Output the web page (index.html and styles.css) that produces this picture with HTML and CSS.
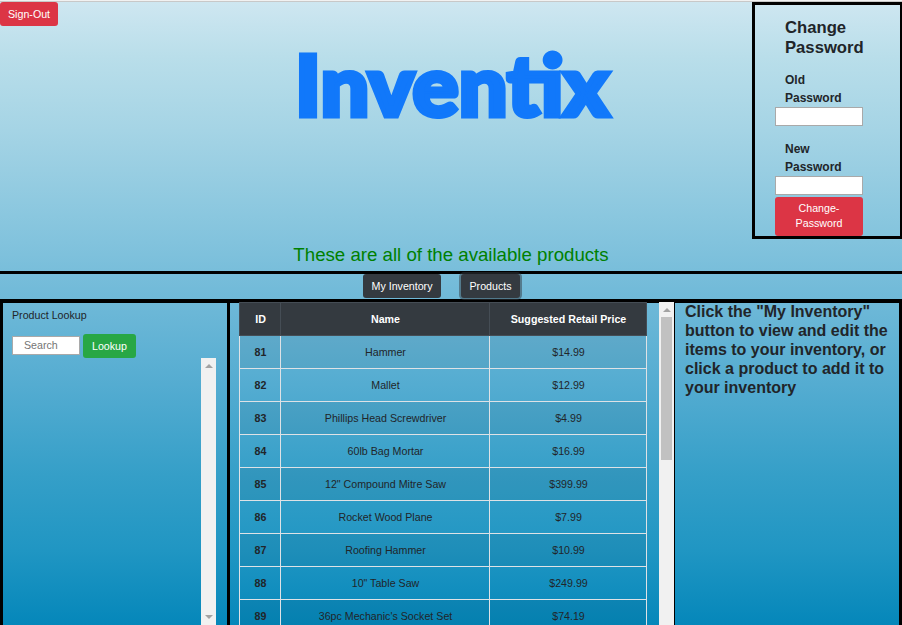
FILE: index.html
```html
<!DOCTYPE html>
<html lang="en">
<head>
<meta charset="utf-8">
<title>Inventix</title>
<link rel="stylesheet" href="styles.css">
</head>
<body>
<header class="top">
  <div class="top-left"><button class="btn danger">Sign-Out</button></div>
  <div class="brand">
    <svg class="logo" width="350" height="140" viewBox="0 0 350 140"><text x="14" y="103.5" textLength="314" lengthAdjust="spacingAndGlyphs">Inventix</text></svg>
    <p class="message">These are all of the available products</p>
  </div>
  <form class="password">
    <h2>Change Password</h2>
    <label for="old">Old Password</label>
    <input id="old" type="password">
    <label for="new" class="second">New Password</label>
    <input id="new" type="password">
    <button type="button" class="btn danger wide">Change-Password</button>
  </form>
</header>
<nav class="tabs">
  <button class="btn dark">My Inventory</button>
  <button class="btn dark active">Products</button>
</nav>
<main class="panels">
  <section class="lookup">
    <p>Product Lookup</p>
    <div class="search"><input type="text" placeholder="Search"><button class="btn success">Lookup</button></div>
    <div class="scrollbar results"><i class="up"></i><i class="down"></i></div>
  </section>
  <section class="products">
    <table>
      <thead><tr><th class="id">ID</th><th class="name">Name</th><th class="price">Suggested Retail Price</th></tr></thead>
      <tbody>
        <tr><th>81</th><td>Hammer</td><td>$14.99</td></tr>
        <tr><th>82</th><td>Mallet</td><td>$12.99</td></tr>
        <tr><th>83</th><td>Phillips Head Screwdriver</td><td>$4.99</td></tr>
        <tr><th>84</th><td>60lb Bag Mortar</td><td>$16.99</td></tr>
        <tr><th>85</th><td>12" Compound Mitre Saw</td><td>$399.99</td></tr>
        <tr><th>86</th><td>Rocket Wood Plane</td><td>$7.99</td></tr>
        <tr><th>87</th><td>Roofing Hammer</td><td>$10.99</td></tr>
        <tr><th>88</th><td>10" Table Saw</td><td>$249.99</td></tr>
        <tr><th>89</th><td>36pc Mechanic's Socket Set</td><td>$74.19</td></tr>
      </tbody>
    </table>
    <div class="scrollbar"><i class="up"></i><b class="thumb"></b></div>
  </section>
  <aside class="info"><h3>Click the "My Inventory" button to view and edit the items to your inventory, or click a product to add it to your inventory</h3></aside>
</main>
</body>
</html>
```
FILE: styles.css
```css
* { box-sizing: border-box; }
body {
  margin: 0;
  height: 625px;
  overflow: hidden;
  border-top: 1px solid #f1f1f1;
  font: 12px/1.5 "Liberation Sans", Arial, sans-serif;
  color: #212529;
  background: linear-gradient(#cfe7f1 0, #b9deea 57px, #a5d4e5 130px, #7ec1dc 255px, #6fb9d8 300px, #54acd1 385px, #359fc8 475px, #2096c3 550px, #0587ba 625px);
}
p, h2, h3 { margin: 0; }
.btn {
  height: 24px;
  padding: 0 8px;
  border: 0;
  border-radius: 3px;
  font: 10.67px/15px "Liberation Sans", Arial, sans-serif;
  color: #fff;
  white-space: nowrap;
}
.danger { background: #dc3545; }
.dark { background: #343a40; }
.success { background: #28a745; }
.top {
  display: grid;
  grid-template-columns: 150px 602px 150px;
  height: 273px;
  border-top: 1px solid #c8c8c8;
  border-bottom: 3px solid #000;
}
.top-left .btn { display: block; width: 58px; }
.brand {
  display: flex;
  flex-direction: column;
  align-items: center;
  justify-content: space-between;
  padding: 10px 0 1px;
}
.logo { display: block; margin-left: 9px; }
.logo text {
  font: 900 84px Lato, sans-serif;
  fill: #1178fa;
  stroke: #1178fa;
  stroke-width: 5px;
}
.message { font-size: 18.67px; line-height: 30px; color: green; }
.password {
  height: 237px;
  border: 3px solid #000;
  border-right-width: 2px;
  padding: 13px 37px 0 20px;
}
.password h2 { margin-left: 10px; font-size: 16.67px; line-height: 20px; }
.password label { display: block; width: 70px; margin: 13px 0 0 10px; font-weight: bold; line-height: 18px; }
.password .second { margin-top: 14px; }
input {
  display: block;
  border: 1px solid #a9a9a9;
  background: #fff;
  padding: 0;
  font: 10.67px "Liberation Sans", Arial, sans-serif;
}
.password input { width: 88px; height: 19px; }
.password .wide { display: block; width: 88px; height: 39px; margin-top: 2px; padding: 0 16px 2px; white-space: normal; }
.tabs {
  display: flex;
  gap: 20px;
  height: 28px;
  padding-left: 363px;
  border-bottom: 3px solid #000;
}
.active { box-shadow: 0 0 0 2px rgba(52, 58, 64, .5); }
.tabs .btn:first-child { width: 78px; }
.tabs .btn:last-child { width: 59px; }
.panels { display: grid; grid-template-columns: 230px 444px 228px; height: 323px; }
.lookup { display: flex; flex-direction: column; border: 3px solid #000; border-width: 1px 3px 0; padding: 3px 11px 0 9px; }
.lookup p { font-size: 10.67px; line-height: 18px; }
.search { display: flex; align-items: center; gap: 3px; margin-top: 10px; }
.search input { width: 68px; height: 19px; padding: 0 0 1px 11px; margin-top: -1px; }
.search input::placeholder { color: #757575; opacity: 1; }
.search .btn { width: 53px; }
.scrollbar { display: flex; flex-direction: column; align-items: center; width: 15px; background: #f1f1f1; }
.results { height: 267px; align-self: flex-end; justify-content: space-between; }
.up, .down { width: 0; border: 4px solid transparent; }
.up { border-top: 0; border-bottom-color: #a3a3a3; margin-top: 6px; }
.down { border-bottom: 0; border-top-color: #a3a3a3; margin-bottom: 6px; }
.thumb { width: 11px; height: 143px; margin-top: 5px; background: #c1c1c1; }
.products {
  display: flex;
  justify-content: space-between;
  align-items: flex-start;
  padding-left: 9px;
  background: linear-gradient(#000, #000) top / 100% 1px no-repeat;
}
.products .scrollbar { height: 323px; }
table { width: 408px; table-layout: fixed; border-collapse: collapse; font-size: 10.67px; line-height: 16px; text-align: center; }
th, td { height: 33px; padding: 0 0 0 1px; border: 1px solid #dee2e6; }
thead th { background: #343a40; border-color: #454d55; color: #fff; }
.id { width: 41px; }
.name { width: 209px; }
tbody tr:nth-child(odd) { background: rgba(0, 0, 0, .05); }
.info { border: 1px solid #000; border-width: 1px 3px 0 1px; padding: 0 4px 0 10px; }
.info h3 { font-size: 16px; line-height: 19px; margin-top: -1px; }
```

What you should do
Set down the complete material exactly, but do not include the images.

Response to this exercise
Output the web page (index.html and styles.css) that produces this picture with HTML and CSS.
FILE: index.html
```html
<!DOCTYPE html>
<html lang="en">
<head>
<meta charset="utf-8">
<title>Inventix</title>
<link rel="stylesheet" href="styles.css">
</head>
<body>
<header class="top">
  <div class="top-left"><button class="btn danger">Sign-Out</button></div>
  <div class="brand">
    <svg class="logo" width="350" height="140" viewBox="0 0 350 140"><text x="14" y="103.5" textLength="314" lengthAdjust="spacingAndGlyphs">Inventix</text></svg>
    <p class="message">These are all of the available products</p>
  </div>
  <form class="password">
    <h2>Change Password</h2>
    <label for="old">Old Password</label>
    <input id="old" type="password">
    <label for="new" class="second">New Password</label>
    <input id="new" type="password">
    <button type="button" class="btn danger wide">Change-Password</button>
  </form>
</header>
<nav class="tabs">
  <button class="btn dark">My Inventory</button>
  <button class="btn dark active">Products</button>
</nav>
<main class="panels">
  <section class="lookup">
    <p>Product Lookup</p>
    <div class="search"><input type="text" placeholder="Search"><button class="btn success">Lookup</button></div>
    <div class="scrollbar results"><i class="up"></i><i class="down"></i></div>
  </section>
  <section class="products">
    <table>
      <thead><tr><th class="id">ID</th><th class="name">Name</th><th class="price">Suggested Retail Price</th></tr></thead>
      <tbody>
        <tr><th>81</th><td>Hammer</td><td>$14.99</td></tr>
        <tr><th>82</th><td>Mallet</td><td>$12.99</td></tr>
        <tr><th>83</th><td>Phillips Head Screwdriver</td><td>$4.99</td></tr>
        <tr><th>84</th><td>60lb Bag Mortar</td><td>$16.99</td></tr>
        <tr><th>85</th><td>12" Compound Mitre Saw</td><td>$399.99</td></tr>
        <tr><th>86</th><td>Rocket Wood Plane</td><td>$7.99</td></tr>
        <tr><th>87</th><td>Roofing Hammer</td><td>$10.99</td></tr>
        <tr><th>88</th><td>10" Table Saw</td><td>$249.99</td></tr>
        <tr><th>89</th><td>36pc Mechanic's Socket Set</td><td>$74.19</td></tr>
      </tbody>
    </table>
    <div class="scrollbar"><i class="up"></i><b class="thumb"></b></div>
  </section>
  <aside class="info"><h3>Click the "My Inventory" button to view and edit the items to your inventory, or click a product to add it to your inventory</h3></aside>
</main>
</body>
</html>
```
FILE: styles.css
```css
* { box-sizing: border-box; }
body {
  margin: 0;
  height: 625px;
  overflow: hidden;
  border-top: 1px solid #f1f1f1;
  font: 12px/1.5 "Liberation Sans", Arial, sans-serif;
  color: #212529;
  background: linear-gradient(#cfe7f1 0, #b9deea 57px, #a5d4e5 130px, #7ec1dc 255px, #6fb9d8 300px, #54acd1 385px, #359fc8 475px, #2096c3 550px, #0587ba 625px);
}
p, h2, h3 { margin: 0; }
.btn {
  height: 24px;
  padding: 0 8px;
  border: 0;
  border-radius: 3px;
  font: 10.67px/15px "Liberation Sans", Arial, sans-serif;
  color: #fff;
  white-space: nowrap;
}
.danger { background: #dc3545; }
.dark { background: #343a40; }
.success { background: #28a745; }
.top {
  display: grid;
  grid-template-columns: 150px 602px 150px;
  height: 273px;
  border-top: 1px solid #c8c8c8;
  border-bottom: 3px solid #000;
}
.top-left .btn { display: block; width: 58px; }
.brand {
  display: flex;
  flex-direction: column;
  align-items: center;
  justify-content: space-between;
  padding: 10px 0 1px;
}
.logo { display: block; margin-left: 9px; }
.logo text {
  font: 900 84px Lato, sans-serif;
  fill: #1178fa;
  stroke: #1178fa;
  stroke-width: 5px;
}
.message { font-size: 18.67px; line-height: 30px; color: green; }
.password {
  height: 237px;
  border: 3px solid #000;
  border-right-width: 2px;
  padding: 13px 37px 0 20px;
}
.password h2 { margin-left: 10px; font-size: 16.67px; line-height: 20px; }
.password label { display: block; width: 70px; margin: 13px 0 0 10px; font-weight: bold; line-height: 18px; }
.password .second { margin-top: 14px; }
input {
  display: block;
  border: 1px solid #a9a9a9;
  background: #fff;
  padding: 0;
  font: 10.67px "Liberation Sans", Arial, sans-serif;
}
.password input { width: 88px; height: 19px; }
.password .wide { display: block; width: 88px; height: 39px; margin-top: 2px; padding: 0 16px 2px; white-space: normal; }
.tabs {
  display: flex;
  gap: 20px;
  height: 28px;
  padding-left: 363px;
  border-bottom: 3px solid #000;
}
.active { box-shadow: 0 0 0 2px rgba(52, 58, 64, .5); }
.tabs .btn:first-child { width: 78px; }
.tabs .btn:last-child { width: 59px; }
.panels { display: grid; grid-template-columns: 230px 444px 228px; height: 323px; }
.lookup { display: flex; flex-direction: column; border: 3px solid #000; border-width: 1px 3px 0; padding: 3px 11px 0 9px; }
.lookup p { font-size: 10.67px; line-height: 18px; }
.search { display: flex; align-items: center; gap: 3px; margin-top: 10px; }
.search input { width: 68px; height: 19px; padding: 0 0 1px 11px; margin-top: -1px; }
.search input::placeholder { color: #757575; opacity: 1; }
.search .btn { width: 53px; }
.scrollbar { display: flex; flex-direction: column; align-items: center; width: 15px; background: #f1f1f1; }
.results { height: 267px; align-self: flex-end; justify-content: space-between; }
.up, .down { width: 0; border: 4px solid transparent; }
.up { border-top: 0; border-bottom-color: #a3a3a3; margin-top: 6px; }
.down { border-bottom: 0; border-top-color: #a3a3a3; margin-bottom: 6px; }
.thumb { width: 11px; height: 143px; margin-top: 5px; background: #c1c1c1; }
.products {
  display: flex;
  justify-content: space-between;
  align-items: flex-start;
  padding-left: 9px;
  background: linear-gradient(#000, #000) top / 100% 1px no-repeat;
}
.products .scrollbar { height: 323px; }
table { width: 408px; table-layout: fixed; border-collapse: collapse; font-size: 10.67px; line-height: 16px; text-align: center; }
th, td { height: 33px; padding: 0 0 0 1px; border: 1px solid #dee2e6; }
thead th { background: #343a40; border-color: #454d55; color: #fff; }
.id { width: 41px; }
.name { width: 209px; }
tbody tr:nth-child(odd) { background: rgba(0, 0, 0, .05); }
.info { border: 1px solid #000; border-width: 1px 3px 0 1px; padding: 0 4px 0 10px; }
.info h3 { font-size: 16px; line-height: 19px; margin-top: -1px; }
```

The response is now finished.